After wandering around the outskirts of the village I decided to drive a few kilometres higher up and see what hardier birds were around on the lower mountain slopes. I found a place that looked interesting. There were old water troughs surrounded by deciduous shrubs including wild dog roses with bright red rose hips. With water, food and shelter provided, it definitely had promise. Sure enough, within a few minutes I was hearing and seeing Crossbills coming to drink at the troughs. It seemed strange to see them perched on the adjoining deciduous trees and shrubs as it is a bird associated with coniferous trees as they feed on the seeds of pine cones. Their crossed bills (hence their name) are especially adapted to opening cones to access the seeds. The females are a greenish colour (as the photo) and the males have more colourful reddish plumage.
As I continued watching the Crossbills I heard a chattering sound from some of the bushes that was sort of familiar, but not something I was accustomed to hearing here. As I was processing my thoughts and eliminating the species they might be, I saw two large Thrushes flying away. They were Fieldfares, birds from the far north of Europe that are very scarce winter visitors. They are occasionally seen in some of our North-western mountain ranges and the summit of Sierra Espuña, but not every winter. My familiarity with them in the UK, where they are common winter visitors, allowed me to identify them quite quickly. It was proving to be a very worthwhile trip, as it was a first for me in Murcia. Fortunately, they returned to feed on the rosehips as I was trying to photograph some of the Crossbills, but they didn’t want to pose for a photo. Some you win, some you lose!

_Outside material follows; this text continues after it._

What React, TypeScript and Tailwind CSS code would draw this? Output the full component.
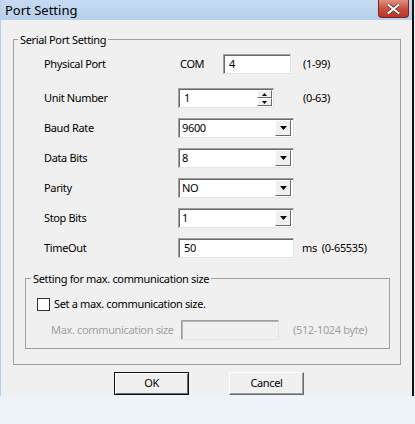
import React from 'react';

const font = { fontFamily: '"Noto Sans", "Liberation Sans", sans-serif' };

function Sunken({ className = '', children }: { className?: string; children?: React.ReactNode }) {
    return (
        <div className={`h-[20px] border border-t-[#a0a0a0] border-l-[#a0a0a0] border-b-[#e3e3e3] border-r-[#e3e3e3] shadow-[inset_1px_1px_0_#696969] bg-white flex items-center ${className}`}>
            {children}
        </div>
    );
}

function Arrow({ up = false, small = false }: { up?: boolean; small?: boolean }) {
    const w = small ? 5 : 7;
    const h = small ? 3 : 4;
    return (
        <svg width={w} height={h} viewBox={`0 0 ${w} ${h}`}>
            <polygon points={up ? `0,${h} ${w},${h} ${w / 2},0` : `0,0 ${w},0 ${w / 2},${h}`} fill="#000" />
        </svg>
    );
}

function Combo({ value }: { value: string }) {
    return (
        <Sunken className="w-[116px] pl-[3px] pr-[2px] justify-between">
            <span className="text-black">{value}</span>
            <div className="w-[16px] h-[16px] bg-[#f0f0f0] border border-t-white border-l-white border-b-[#696969] border-r-[#696969] flex items-center justify-center">
                <Arrow />
            </div>
        </Sunken>
    );
}

function Row({ label, children, first = false }: { label: string; children: React.ReactNode; first?: boolean }) {
    return (
        <div className={`flex items-center h-[20px] ${first ? '' : 'mt-[10px]'}`}>
            <span className="w-[134px]">{label}</span>
            {children}
        </div>
    );
}

export default function App() {
    return (
        <div className="w-[415px] h-[424px] bg-[#eef2f9] text-[11px] tracking-[-0.35px] text-black" style={font}>
            <div className="w-[414px] h-[396px] flex flex-col border-l border-l-[#b8d0ec] border-r-2 border-r-[#111]">
                {/* Title bar */}
                <div className="h-[20px] flex items-start justify-between bg-gradient-to-b from-[#c6dbf2] to-[#b7cfeb]">
                    <span className="pl-[4px] pt-[1px] text-[13px] tracking-normal leading-[18px] text-black">Port Setting</span>
                    <div className="mr-[3px] w-[31px] h-[18px] rounded-b-[4px] border border-t-0 border-[#6b2a25] bg-gradient-to-b from-[#e08f80] via-[#cd4f3c] to-[#bf3423] flex items-center justify-center">
                        <svg width="13" height="10" viewBox="0 0 13 10">
                            <path d="M1.5 1 L11.5 9 M11.5 1 L1.5 9" stroke="#5a2a2a" strokeWidth="3.4" strokeLinecap="square" />
                            <path d="M1.5 1 L11.5 9 M11.5 1 L1.5 9" stroke="#fff" strokeWidth="2" strokeLinecap="square" />
                        </svg>
                    </div>
                </div>

                {/* Client area */}
                <div className="flex-1 bg-[#f0f0f0] pl-[12px] pt-[12px]">
                    <fieldset className="w-[388px] h-[333px] border border-[#a0a0a0]">
                        <legend className="ml-[4px] px-[2px] leading-[15px]">Serial Port Setting</legend>

                        <div className="pl-[30px] pt-[7px]">
                            <Row label="Physical Port" first>
                                <span className="w-[45px] pl-[2px]">COM</span>
                                <Sunken className="w-[68px] pl-[5px]">4</Sunken>
                                <span className="ml-[12px]">(1-99)</span>
                            </Row>
                            <div className="flex items-center h-[20px] mt-[14px]">
                                <span className="w-[134px]">Unit Number</span>
                                <Sunken className="w-[96px] pl-[5px] pr-[1px] justify-between">
                                    <span>1</span>
                                    <div className="w-[15px] h-[16px] flex flex-col">
                                        <div className="h-[8px] bg-[#f0f0f0] border border-t-white border-l-white border-b-[#696969] border-r-[#696969] flex items-center justify-center">
                                            <Arrow up small />
                                        </div>
                                        <div className="h-[8px] bg-[#f0f0f0] border border-t-white border-l-white border-b-[#696969] border-r-[#696969] flex items-center justify-center">
                                            <Arrow small />
                                        </div>
                                    </div>
                                </Sunken>
                                <span className="ml-[29px]">(0-63)</span>
                            </div>
                            <Row label="Baud Rate"><Combo value="9600" /></Row>
                            <Row label="Data Bits"><Combo value="8" /></Row>
                            <Row label="Parity"><Combo value="NO" /></Row>
                            <Row label="Stop Bits"><Combo value="1" /></Row>
                            <Row label="TimeOut">
                                <Sunken className="w-[116px] pl-[5px]">50</Sunken>
                                <span className="ml-[8px]">ms</span>
                                <span className="ml-[5px]">(0-65535)</span>
                            </Row>
                        </div>

                        {/* Inner group */}
                        <fieldset className="ml-[11px] mt-[13px] w-[365px] h-[78px] border border-[#a0a0a0]">
                            <legend className="ml-[5px] px-[2px] leading-[15px]">Setting for max. communication size</legend>
                            <div className="pl-[11px] pt-[10px]">
                                <div className="flex items-center h-[16px]">
                                    <div className="w-[13px] h-[13px] bg-white border border-[#333]" />
                                    <span className="ml-[4px]">Set a max. communication size.</span>
                                </div>
                                <div className="flex items-center h-[20px] mt-[8px] text-[#a0a0a0]">
                                    <span className="ml-[14px] w-[130px] whitespace-nowrap">Max. communication size</span>
                                    <div className="w-[98px] h-[20px] border border-t-[#a0a0a0] border-l-[#a0a0a0] border-b-[#e3e3e3] border-r-[#e3e3e3] shadow-[inset_1px_1px_0_#b4b4b4] bg-[#f0f0f0]" />
                                    <span className="ml-[14px] whitespace-nowrap">(512-1024 byte)</span>
                                </div>
                            </div>
                        </fieldset>
                    </fieldset>

                    {/* Buttons */}
                    <div className="flex mt-[7px] ml-[101px] gap-[40px]">
                        <button className="w-[75px] h-[23px] bg-[#f0f0f0] border border-[#111] shadow-[inset_1px_1px_0_#fff,inset_-1px_-1px_0_#696969] text-black">OK</button>
                        <button className="w-[75px] h-[23px] bg-[#f0f0f0] border border-t-white border-l-white border-b-[#696969] border-r-[#696969] shadow-[inset_-1px_-1px_0_#a0a0a0] text-black">Cancel</button>
                    </div>
                </div>
            </div>
        </div>
    );
}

I suddenly realised that it was quite a bit later than I thought, so I quickly returned to the car. I didn’t want to lose my ‘Brownie points’ by being late back to Caravaca to pick up my wife. As I got into the car, the thermometer was registering 2 degrees (at 1pm) and as I arrived in Caravaca it was 11 degrees. On checking later, the temperature in Mazarrón was 17 degrees! It is amazing how our relatively small region has such a variance, but that is another reason for its natural diversity.